■ **Exercise instructions**:
Reply with one number: the count of lines in the records below that hold "html".

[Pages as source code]
+ + + +

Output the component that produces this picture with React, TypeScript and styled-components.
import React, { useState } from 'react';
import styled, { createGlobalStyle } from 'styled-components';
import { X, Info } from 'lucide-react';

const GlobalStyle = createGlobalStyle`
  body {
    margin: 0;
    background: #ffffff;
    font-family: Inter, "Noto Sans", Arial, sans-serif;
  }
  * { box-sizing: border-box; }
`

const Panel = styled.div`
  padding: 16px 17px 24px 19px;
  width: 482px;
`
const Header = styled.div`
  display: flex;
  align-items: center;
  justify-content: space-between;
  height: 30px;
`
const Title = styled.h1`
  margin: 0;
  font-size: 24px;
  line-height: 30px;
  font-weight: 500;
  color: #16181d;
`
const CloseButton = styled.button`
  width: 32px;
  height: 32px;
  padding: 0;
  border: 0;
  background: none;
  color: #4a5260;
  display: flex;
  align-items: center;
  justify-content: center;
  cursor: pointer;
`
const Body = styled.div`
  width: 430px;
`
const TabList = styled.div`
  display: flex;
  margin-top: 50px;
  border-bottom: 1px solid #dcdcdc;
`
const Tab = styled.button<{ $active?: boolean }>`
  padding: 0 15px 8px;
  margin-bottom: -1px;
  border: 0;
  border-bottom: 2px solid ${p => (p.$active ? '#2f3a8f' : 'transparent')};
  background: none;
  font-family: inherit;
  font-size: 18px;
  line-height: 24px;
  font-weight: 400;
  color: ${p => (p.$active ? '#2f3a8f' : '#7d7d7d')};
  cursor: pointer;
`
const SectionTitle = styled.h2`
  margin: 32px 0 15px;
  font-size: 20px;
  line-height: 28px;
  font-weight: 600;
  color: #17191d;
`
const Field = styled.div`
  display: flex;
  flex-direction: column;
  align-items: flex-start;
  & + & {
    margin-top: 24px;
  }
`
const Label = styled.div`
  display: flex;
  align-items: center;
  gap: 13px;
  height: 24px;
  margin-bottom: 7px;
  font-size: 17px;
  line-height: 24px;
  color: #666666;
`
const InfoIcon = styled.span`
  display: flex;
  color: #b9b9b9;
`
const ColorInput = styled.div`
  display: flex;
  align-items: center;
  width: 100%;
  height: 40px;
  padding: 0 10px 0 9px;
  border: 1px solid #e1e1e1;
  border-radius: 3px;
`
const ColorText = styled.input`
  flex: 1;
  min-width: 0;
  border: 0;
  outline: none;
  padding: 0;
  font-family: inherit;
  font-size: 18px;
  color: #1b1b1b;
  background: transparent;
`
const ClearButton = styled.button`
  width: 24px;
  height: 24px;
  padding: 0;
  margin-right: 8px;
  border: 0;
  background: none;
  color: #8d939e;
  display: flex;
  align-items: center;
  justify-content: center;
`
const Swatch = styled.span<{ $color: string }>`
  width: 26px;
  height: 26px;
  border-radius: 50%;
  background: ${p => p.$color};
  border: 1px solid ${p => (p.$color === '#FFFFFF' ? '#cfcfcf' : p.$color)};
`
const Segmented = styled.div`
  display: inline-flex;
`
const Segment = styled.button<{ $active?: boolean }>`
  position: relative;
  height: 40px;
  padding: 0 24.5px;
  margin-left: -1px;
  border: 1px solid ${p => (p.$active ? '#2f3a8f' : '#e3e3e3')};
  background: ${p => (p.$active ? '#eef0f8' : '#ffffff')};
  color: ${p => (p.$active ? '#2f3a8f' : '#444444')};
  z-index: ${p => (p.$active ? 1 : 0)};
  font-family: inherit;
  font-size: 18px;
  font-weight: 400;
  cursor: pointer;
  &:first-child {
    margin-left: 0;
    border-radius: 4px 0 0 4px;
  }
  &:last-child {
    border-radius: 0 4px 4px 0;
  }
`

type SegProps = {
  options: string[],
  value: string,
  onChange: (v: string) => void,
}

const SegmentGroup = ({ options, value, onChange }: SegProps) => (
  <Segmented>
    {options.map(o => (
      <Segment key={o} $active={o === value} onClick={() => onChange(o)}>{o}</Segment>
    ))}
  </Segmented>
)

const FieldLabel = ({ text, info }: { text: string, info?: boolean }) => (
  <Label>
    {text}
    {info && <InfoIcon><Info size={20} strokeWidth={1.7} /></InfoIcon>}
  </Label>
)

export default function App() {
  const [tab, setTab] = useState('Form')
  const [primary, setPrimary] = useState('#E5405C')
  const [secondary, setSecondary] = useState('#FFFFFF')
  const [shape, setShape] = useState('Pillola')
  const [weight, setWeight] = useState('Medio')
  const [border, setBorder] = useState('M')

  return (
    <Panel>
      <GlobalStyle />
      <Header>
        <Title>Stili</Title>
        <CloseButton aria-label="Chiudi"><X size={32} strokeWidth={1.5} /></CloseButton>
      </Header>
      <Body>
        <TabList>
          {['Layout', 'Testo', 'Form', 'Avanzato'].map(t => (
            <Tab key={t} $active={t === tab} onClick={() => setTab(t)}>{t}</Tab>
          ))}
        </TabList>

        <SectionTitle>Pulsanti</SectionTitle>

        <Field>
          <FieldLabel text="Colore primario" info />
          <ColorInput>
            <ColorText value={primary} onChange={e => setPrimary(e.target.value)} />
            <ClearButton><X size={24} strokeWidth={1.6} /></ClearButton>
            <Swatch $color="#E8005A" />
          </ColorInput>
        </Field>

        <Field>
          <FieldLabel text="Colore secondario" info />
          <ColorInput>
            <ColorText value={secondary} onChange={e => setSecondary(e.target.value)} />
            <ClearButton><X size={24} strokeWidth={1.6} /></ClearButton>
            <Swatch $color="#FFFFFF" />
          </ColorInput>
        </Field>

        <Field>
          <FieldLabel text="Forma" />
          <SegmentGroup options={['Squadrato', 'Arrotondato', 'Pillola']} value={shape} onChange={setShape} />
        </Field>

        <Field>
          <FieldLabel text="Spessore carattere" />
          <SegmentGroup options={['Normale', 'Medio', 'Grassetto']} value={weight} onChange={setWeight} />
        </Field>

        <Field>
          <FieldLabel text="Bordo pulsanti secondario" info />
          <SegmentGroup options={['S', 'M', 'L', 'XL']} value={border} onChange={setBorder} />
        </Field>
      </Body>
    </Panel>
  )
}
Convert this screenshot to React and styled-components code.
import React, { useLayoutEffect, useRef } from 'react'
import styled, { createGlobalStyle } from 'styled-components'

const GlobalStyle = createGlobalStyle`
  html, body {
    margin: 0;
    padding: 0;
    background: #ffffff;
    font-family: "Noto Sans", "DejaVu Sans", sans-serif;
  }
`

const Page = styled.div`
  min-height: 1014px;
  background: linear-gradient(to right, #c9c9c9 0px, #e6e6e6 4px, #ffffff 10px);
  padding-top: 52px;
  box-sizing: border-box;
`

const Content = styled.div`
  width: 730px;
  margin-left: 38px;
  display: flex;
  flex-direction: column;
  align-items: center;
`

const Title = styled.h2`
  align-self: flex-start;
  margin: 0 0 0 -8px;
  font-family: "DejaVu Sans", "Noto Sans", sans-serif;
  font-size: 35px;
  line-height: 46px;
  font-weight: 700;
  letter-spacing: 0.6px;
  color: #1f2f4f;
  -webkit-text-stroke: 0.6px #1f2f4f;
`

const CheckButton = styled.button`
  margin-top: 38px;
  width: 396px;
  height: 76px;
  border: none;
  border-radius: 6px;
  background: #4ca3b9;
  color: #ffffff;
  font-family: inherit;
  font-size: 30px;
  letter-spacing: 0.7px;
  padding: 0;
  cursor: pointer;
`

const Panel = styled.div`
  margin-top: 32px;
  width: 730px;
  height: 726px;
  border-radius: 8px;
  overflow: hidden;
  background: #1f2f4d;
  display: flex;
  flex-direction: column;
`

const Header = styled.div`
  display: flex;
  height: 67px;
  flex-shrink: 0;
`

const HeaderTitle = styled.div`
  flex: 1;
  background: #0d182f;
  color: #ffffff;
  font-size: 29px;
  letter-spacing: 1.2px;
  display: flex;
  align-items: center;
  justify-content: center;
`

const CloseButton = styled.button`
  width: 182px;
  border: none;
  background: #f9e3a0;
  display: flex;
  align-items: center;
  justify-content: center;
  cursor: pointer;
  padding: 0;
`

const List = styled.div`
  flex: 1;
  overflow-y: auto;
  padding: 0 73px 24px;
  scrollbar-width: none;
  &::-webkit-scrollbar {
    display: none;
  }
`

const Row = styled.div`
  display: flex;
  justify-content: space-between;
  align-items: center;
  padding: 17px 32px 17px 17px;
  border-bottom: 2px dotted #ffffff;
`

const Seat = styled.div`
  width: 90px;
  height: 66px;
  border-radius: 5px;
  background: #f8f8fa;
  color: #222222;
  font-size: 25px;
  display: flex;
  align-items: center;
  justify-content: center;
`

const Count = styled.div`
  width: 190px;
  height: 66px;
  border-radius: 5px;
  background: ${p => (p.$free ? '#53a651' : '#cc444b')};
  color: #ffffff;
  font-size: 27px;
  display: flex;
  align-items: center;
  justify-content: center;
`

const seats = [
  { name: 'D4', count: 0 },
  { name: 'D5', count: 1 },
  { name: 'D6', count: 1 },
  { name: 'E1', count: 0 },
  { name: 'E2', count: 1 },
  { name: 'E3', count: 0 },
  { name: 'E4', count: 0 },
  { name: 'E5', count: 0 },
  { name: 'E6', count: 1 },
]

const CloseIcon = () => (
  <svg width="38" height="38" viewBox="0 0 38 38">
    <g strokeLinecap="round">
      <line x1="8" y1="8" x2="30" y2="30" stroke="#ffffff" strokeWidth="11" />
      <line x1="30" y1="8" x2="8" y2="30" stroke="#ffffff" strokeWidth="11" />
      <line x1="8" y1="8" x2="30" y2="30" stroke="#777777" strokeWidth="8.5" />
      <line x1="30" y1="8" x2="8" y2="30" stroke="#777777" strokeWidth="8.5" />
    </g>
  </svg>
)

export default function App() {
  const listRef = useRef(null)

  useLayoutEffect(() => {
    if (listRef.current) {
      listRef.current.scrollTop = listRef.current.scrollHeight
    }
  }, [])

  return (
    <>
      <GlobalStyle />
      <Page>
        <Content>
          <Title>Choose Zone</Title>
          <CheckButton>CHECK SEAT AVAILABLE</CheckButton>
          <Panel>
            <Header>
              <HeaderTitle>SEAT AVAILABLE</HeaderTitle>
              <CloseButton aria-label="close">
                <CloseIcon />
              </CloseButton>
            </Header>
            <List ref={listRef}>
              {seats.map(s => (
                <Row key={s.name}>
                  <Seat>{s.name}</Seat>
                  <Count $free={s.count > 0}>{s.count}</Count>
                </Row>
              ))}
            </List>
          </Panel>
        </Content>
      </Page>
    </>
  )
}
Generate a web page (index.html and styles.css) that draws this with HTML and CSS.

+ + + +

■ **Result**:
2